I do a tiny bit of work as an illustrator, and it's totally fine with me if clients don't know how all the "right" language to describe what they want. Sending along pictures of styles you like, or sending some words over that describe what they're looking for ("realistic" vs "stylized", "hip and young", "black and white with pops of colors") is really helpful.
posted by violetish at 3:34 PM on November 29, 2012

Go to Deviant art. Find either a piece you like or artist whose style you like. Use your on language. Ask for rough sketches first if it is important. I think your budget is adequate for a single piece.
posted by meinvt at 3:36 PM on November 29, 2012

I nth deviant art. And artists come in all price ranges all over the world. I recommend looking for one that has some experience in doing commercial art and/or graphic design, because great book covers aren't super painterly most of the time (unless you're going for retro fantasy...)
posted by Hawk V at 6:27 PM on November 29, 2012

And don't underestimate the power of typography.
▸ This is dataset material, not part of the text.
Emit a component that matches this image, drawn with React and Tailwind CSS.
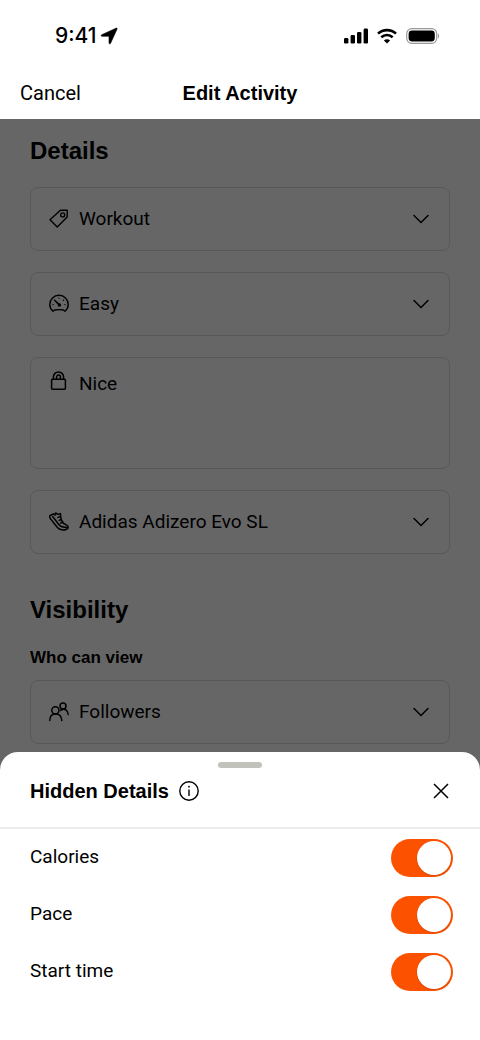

Find an artist that *knows* which fonts are suitable and how to display them.
posted by Hawk V at 6:29 PM on November 29, 2012

I know this guy. He has done some covers for his brother who is a sci fi author (self published). He is very experienced and 500-600 may be too low for him, but maybe not. I recommend you write to him and see what he says. He is very approachable, affable and he knows typography too.
posted by naplesyellow at 11:23 PM on November 29, 2012

I've been on both sides of the fence, having illustrated and commissioned illustration. You don't need to know a lot of jargon, ordinary descriptive language is fine. In my experience when describing what you want the best thing is to give all the details you feel you definitely need/want but after that don't be overly detailed or prescriptive to allow room for the illustrator do their work. If it's something that's part of a scene or otherwise described in your novel then you might want to send them the relevant section. As others has said visual examples of subject matter and style are good - and will help clarify your portfolio search.